I am an amateur writer although i have had two modest books published thus far thanks to my trusted laptop. Writing is my passion (amongst many topics). I have in the past, written poetry of a very simple kind such as the following three verses:


The prognosis for my disability is pessimistic

The outlook, quite possibly grim

I could weep tears and sink into the pit of depression

Which is always there and waiting to consume me


But I will stand firm, as well as I can on shaky legs

And I will not be defeated; I will not be disheartened

I have come too far on my journey to give up now

I owe it to myself to look to the sun and ignore the clouds


I will greet every day with a smile and try not to frown

I will not give in; I will not surrender my life

For the sake of yet another label that I do not desire

I am who I am and have learned so very much through surviving.
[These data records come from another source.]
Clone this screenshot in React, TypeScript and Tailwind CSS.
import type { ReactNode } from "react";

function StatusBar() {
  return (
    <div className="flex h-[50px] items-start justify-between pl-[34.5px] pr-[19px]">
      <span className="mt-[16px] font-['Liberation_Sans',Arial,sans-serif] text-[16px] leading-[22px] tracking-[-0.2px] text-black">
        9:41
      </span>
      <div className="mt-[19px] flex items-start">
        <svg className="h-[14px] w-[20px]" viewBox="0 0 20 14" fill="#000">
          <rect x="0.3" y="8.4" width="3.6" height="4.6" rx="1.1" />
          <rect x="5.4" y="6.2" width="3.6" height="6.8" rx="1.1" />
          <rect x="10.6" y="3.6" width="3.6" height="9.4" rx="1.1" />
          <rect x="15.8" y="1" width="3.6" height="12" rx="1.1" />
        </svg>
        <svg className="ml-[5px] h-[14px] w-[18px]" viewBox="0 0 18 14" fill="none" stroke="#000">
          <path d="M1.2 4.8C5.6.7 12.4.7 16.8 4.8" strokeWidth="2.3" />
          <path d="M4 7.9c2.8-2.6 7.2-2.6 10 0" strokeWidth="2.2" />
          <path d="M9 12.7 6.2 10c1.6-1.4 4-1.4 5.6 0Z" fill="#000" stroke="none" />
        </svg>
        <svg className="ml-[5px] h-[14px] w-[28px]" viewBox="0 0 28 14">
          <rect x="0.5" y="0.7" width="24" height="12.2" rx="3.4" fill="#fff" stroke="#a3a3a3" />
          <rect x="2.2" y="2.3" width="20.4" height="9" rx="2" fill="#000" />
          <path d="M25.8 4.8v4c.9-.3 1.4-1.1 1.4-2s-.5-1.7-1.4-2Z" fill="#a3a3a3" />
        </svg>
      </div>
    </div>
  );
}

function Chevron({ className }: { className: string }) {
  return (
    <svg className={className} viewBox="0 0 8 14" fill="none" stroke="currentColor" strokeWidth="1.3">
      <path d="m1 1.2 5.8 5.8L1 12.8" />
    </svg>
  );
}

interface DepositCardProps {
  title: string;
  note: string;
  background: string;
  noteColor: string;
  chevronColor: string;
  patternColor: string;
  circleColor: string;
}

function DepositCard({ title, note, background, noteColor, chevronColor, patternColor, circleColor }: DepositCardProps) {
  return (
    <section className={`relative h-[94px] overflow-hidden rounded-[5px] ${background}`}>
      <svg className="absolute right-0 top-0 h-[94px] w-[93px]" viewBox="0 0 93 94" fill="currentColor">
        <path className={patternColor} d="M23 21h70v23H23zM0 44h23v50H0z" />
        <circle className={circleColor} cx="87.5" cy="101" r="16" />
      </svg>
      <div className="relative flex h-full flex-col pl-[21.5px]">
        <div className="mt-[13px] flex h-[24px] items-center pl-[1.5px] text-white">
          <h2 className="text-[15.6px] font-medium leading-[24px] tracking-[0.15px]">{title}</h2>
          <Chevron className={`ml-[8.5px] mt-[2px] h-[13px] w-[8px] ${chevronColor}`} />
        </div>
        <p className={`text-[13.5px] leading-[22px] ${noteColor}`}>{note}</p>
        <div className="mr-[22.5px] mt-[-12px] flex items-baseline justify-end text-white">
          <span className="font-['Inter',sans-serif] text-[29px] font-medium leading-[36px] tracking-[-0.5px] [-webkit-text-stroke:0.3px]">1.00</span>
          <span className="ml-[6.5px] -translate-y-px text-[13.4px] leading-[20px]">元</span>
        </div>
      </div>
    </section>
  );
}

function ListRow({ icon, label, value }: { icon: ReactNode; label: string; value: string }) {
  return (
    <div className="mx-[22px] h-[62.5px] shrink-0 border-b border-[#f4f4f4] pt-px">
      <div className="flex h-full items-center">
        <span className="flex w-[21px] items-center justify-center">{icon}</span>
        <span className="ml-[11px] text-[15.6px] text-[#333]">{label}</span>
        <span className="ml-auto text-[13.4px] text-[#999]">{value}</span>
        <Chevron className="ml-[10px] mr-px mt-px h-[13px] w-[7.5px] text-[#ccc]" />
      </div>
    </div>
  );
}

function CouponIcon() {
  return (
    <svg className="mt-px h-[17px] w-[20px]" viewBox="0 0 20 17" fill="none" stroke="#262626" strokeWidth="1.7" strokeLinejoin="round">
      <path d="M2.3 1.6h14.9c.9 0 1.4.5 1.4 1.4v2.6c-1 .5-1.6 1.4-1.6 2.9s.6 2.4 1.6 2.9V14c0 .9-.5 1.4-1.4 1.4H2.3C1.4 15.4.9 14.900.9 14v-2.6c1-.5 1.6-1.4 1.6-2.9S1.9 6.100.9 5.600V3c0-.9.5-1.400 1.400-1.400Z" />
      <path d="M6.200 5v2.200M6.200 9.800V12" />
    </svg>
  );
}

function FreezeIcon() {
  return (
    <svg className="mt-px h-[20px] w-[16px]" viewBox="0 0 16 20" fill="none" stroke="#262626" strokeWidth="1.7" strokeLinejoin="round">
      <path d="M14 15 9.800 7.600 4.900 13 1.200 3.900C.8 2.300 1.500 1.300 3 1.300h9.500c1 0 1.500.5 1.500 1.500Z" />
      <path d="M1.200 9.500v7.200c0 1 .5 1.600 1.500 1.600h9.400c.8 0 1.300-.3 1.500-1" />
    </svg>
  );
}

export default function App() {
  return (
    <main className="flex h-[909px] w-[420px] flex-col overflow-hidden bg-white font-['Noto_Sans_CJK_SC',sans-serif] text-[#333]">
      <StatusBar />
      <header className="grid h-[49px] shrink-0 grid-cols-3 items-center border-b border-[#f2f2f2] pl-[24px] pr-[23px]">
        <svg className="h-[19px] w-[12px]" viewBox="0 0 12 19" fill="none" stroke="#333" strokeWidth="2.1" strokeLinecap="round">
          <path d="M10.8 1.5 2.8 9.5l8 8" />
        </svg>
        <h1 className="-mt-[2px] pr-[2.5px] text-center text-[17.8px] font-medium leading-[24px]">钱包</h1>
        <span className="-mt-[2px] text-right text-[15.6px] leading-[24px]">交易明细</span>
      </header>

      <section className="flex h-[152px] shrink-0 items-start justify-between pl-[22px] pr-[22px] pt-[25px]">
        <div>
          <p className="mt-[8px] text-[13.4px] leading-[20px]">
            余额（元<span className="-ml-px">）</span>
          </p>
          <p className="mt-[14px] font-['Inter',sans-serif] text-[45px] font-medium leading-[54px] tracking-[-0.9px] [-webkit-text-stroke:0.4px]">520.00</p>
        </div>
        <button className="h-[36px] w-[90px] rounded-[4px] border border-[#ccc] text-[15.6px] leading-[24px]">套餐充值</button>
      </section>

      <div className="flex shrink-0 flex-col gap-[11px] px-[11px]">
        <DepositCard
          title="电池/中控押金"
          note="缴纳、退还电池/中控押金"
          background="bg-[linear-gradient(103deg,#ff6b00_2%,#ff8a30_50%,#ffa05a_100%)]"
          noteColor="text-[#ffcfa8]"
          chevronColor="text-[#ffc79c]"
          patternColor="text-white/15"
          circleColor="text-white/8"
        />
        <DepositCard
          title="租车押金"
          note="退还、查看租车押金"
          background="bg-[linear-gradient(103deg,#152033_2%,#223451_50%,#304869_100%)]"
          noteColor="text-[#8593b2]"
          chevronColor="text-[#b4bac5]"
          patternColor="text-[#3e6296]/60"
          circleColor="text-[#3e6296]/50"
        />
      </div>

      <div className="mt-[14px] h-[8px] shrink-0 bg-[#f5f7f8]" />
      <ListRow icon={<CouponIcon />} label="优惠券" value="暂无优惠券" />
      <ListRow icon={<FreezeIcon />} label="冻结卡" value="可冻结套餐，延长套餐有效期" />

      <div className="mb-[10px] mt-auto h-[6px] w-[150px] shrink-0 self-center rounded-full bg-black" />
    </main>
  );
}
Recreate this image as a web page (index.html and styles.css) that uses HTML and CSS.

I do obviously get frustrated and cross at times, particularly if i am in a lot of pain physically or struggling mentally, or often in the face of ignorance such as a question being directed at my carer whilst looking over my head and asking the classic phrase “Does she take sugar?”! And yes, when it comes to discrimination such as a few members of my own family and friends who have metaphorically ‘dumped‘ me over the years; and lack of access etc in public areas.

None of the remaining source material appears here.